Dataset excerpt
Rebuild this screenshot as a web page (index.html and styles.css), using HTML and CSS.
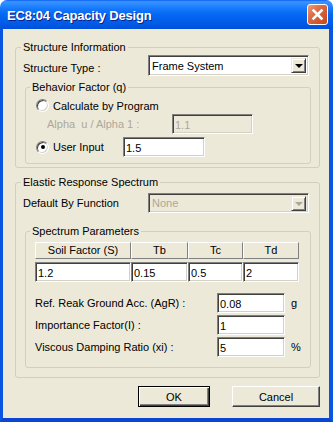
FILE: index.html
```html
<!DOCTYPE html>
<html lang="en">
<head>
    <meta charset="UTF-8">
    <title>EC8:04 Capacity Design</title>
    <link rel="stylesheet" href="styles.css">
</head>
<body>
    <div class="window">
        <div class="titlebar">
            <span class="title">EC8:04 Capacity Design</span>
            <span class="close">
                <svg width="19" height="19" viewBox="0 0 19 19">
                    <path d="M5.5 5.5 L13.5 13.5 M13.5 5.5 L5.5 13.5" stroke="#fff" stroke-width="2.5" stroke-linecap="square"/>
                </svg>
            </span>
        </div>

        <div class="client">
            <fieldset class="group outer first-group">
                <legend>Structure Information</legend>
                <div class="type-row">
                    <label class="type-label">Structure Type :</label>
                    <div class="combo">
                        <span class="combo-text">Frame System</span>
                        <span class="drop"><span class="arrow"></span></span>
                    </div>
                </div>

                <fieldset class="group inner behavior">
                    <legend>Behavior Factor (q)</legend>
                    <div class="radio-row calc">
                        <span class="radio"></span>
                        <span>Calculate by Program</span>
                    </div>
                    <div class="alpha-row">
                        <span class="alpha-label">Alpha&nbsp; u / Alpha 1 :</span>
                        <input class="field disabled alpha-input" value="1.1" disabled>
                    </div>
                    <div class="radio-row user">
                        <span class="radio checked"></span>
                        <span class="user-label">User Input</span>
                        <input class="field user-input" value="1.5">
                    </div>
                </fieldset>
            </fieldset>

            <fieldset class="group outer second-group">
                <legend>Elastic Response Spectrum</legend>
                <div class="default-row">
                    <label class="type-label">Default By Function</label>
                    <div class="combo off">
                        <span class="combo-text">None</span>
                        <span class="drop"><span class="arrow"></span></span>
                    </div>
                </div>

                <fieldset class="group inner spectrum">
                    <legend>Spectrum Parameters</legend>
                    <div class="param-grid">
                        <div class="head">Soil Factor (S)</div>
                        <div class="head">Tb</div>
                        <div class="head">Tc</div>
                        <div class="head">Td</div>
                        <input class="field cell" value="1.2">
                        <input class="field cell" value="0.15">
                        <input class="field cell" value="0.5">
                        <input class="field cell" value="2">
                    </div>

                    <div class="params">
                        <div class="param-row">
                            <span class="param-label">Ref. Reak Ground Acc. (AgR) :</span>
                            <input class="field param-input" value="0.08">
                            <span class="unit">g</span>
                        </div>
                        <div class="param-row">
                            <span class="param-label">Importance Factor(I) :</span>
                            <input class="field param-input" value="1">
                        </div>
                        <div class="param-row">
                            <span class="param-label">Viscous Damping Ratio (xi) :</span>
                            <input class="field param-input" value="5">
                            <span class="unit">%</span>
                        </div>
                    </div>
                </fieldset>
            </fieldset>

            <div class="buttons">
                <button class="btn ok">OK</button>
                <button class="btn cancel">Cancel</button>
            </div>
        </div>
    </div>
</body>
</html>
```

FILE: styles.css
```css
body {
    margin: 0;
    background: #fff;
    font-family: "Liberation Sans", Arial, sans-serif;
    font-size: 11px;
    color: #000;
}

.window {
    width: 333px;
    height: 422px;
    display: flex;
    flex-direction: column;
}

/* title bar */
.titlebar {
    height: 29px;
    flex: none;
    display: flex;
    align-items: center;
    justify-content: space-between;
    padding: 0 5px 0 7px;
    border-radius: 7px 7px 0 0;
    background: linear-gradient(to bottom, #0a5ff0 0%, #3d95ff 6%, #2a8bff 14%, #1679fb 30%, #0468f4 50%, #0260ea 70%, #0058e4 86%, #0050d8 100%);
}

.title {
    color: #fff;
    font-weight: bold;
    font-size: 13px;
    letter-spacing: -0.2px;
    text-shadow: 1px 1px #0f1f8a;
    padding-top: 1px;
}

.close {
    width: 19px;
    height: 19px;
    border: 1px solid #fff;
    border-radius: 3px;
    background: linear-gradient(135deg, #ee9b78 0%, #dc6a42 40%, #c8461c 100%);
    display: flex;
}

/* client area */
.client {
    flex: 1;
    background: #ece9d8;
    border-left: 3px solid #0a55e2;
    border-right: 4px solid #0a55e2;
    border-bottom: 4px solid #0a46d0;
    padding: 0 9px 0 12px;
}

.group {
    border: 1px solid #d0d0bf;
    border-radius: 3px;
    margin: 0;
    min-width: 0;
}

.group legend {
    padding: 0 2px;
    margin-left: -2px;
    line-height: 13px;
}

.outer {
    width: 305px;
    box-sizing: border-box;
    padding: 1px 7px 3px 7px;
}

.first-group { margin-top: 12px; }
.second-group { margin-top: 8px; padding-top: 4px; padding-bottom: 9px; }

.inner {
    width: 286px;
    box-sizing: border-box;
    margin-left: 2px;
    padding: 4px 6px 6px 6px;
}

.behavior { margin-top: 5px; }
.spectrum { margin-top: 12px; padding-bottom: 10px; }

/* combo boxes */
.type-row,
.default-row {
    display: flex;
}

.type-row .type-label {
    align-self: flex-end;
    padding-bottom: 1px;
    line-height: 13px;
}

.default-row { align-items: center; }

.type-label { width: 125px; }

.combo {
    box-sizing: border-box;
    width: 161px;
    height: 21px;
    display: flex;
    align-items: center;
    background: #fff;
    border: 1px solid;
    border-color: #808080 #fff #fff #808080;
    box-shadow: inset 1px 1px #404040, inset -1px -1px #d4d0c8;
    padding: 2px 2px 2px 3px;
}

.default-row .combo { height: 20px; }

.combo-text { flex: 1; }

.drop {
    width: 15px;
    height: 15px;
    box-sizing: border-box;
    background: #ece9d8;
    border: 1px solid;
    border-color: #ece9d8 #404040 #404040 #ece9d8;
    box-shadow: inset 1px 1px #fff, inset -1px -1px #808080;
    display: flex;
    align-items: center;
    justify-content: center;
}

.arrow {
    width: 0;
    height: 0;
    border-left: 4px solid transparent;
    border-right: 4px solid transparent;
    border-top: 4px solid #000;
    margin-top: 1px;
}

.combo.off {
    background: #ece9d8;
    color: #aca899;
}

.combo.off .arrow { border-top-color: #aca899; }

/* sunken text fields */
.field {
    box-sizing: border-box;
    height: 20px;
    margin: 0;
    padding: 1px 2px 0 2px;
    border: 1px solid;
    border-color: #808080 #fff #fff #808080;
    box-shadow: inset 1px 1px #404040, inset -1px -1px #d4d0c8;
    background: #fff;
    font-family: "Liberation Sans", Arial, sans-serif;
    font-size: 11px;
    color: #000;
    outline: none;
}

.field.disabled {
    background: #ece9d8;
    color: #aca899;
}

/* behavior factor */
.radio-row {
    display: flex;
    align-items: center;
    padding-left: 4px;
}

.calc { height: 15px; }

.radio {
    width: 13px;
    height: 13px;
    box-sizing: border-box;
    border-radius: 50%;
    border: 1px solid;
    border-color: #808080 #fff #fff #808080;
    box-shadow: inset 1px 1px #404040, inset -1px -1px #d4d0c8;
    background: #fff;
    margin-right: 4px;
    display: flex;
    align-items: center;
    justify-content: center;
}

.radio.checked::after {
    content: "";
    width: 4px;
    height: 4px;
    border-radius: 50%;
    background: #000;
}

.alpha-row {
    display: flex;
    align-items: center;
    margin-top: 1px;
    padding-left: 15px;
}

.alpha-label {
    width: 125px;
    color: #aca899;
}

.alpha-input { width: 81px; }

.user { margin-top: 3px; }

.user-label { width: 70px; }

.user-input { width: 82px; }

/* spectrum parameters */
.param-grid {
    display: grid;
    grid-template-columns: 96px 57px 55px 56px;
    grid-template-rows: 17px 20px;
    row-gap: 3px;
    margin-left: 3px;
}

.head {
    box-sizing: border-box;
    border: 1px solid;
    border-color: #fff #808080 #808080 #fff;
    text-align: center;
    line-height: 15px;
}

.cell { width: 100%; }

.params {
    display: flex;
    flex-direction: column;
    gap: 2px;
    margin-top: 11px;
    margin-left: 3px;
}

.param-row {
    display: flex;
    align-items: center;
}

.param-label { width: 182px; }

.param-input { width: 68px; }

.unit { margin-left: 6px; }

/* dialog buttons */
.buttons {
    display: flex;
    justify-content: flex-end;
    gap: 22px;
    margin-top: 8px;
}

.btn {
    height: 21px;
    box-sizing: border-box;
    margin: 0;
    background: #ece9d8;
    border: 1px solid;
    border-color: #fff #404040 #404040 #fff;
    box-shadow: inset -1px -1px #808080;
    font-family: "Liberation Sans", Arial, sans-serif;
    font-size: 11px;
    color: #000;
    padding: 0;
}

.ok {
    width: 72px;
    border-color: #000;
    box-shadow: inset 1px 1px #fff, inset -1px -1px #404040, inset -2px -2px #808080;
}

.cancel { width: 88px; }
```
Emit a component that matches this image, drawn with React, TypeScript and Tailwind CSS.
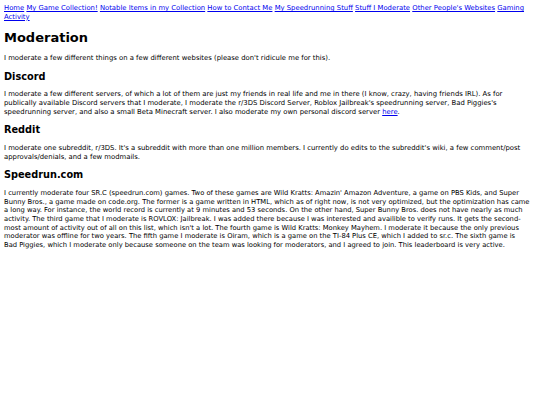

Aim
Copy all lines of the material above where the string "index" occurs.

Answer to the exercise
Rebuild this screenshot as a web page (index.html and styles.css), using HTML and CSS.
FILE: index.html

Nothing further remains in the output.